Tensorflow version: 1.15.0
Python 2.7.18
cd dp_sgd
If below code reports error "IOError: [Errno 2] No such file or directory: '../datasets/hdfs/normalBlk_allREs_10w.logSeqs'", just repeatedly run it several times and it'll find the data file.
python train_dp.py
python train_dp.py --dpsgd True --noise_multiplier 1
Training a model will automatically create a folder under "../models/hdfs" with a filename format similar to:
dp_clip1.0_delta1e-05_sigma1.0_clip1.0
(Training a DP model might take hours, you can use the pre-trained models for testing, which are available at "../models/hdfs/"):
After a model is trained, suppose the model name is "../models/hdfs/dp_clip1.0_delta1e-05_sigma1.0_clip1.0/epoch100_validLoss0.507_validAcc88.11_eps0.9585177585005272", to test this model and save the per-log detection results to "detection_result_of_new_model":
Because the entire test dataset is very big, you could vary "--sampleRate" to sample a small dataset for testing, for example, 0.001/0.01/0.1/1.0.
python load_and_test.py --sampleRate 1 --model ../models/hdfs/dp_clip1.0_delta1e-05_sigma1.0_clip1.0/epoch100_validLoss0.507_validAcc88.11_eps0.9585177585005272 > detection_result_of_new_model
For the above generated per-log detection result "detection_result_of_new_model", get the topK resutls under different threshold k:
python calcAcc.py detection_result_of_new_model
#################################################################################
It contains parsed HDFS log dataset used for training and testing.
It contains all the code.
It could be unpacked using "tar -xzvf final_results.tar.gz" to be foler "./final_results", inside this folder there are the following result files.

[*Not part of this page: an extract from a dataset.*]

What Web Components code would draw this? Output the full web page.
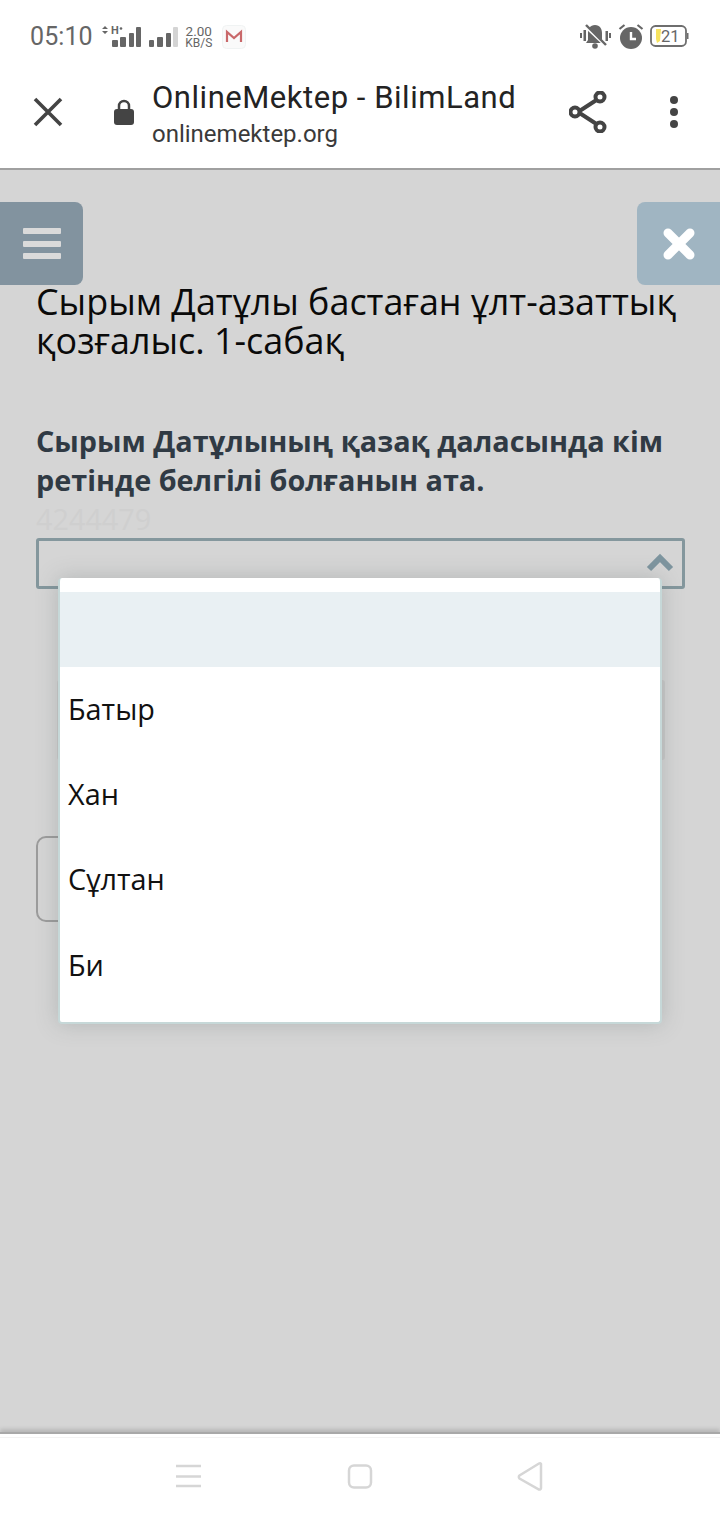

results_*******: They are the per-log prediction result files by LSTM, sample0.1 or sample1 indicates the sample rate of the total test log, sample1 means all test data are used for detection.
calcAcc.py: It reads all result files having sample1, process the top-k results and produce the anomaly detection metrics under different top-k criteria, stored in file "final_full_metrics"
drawFig.py: It reads the full metrics from final_full_metrics, and generate two experimental figures in the paper: fpfn.pdf and fm.pdf.
stores previously trained models; unpack it using the command "tar -xzvf models.tar.gz", and then you could use all models inside folder "./models/hdfs/" for testing. Note that the unpacked folder could be up to 2GB.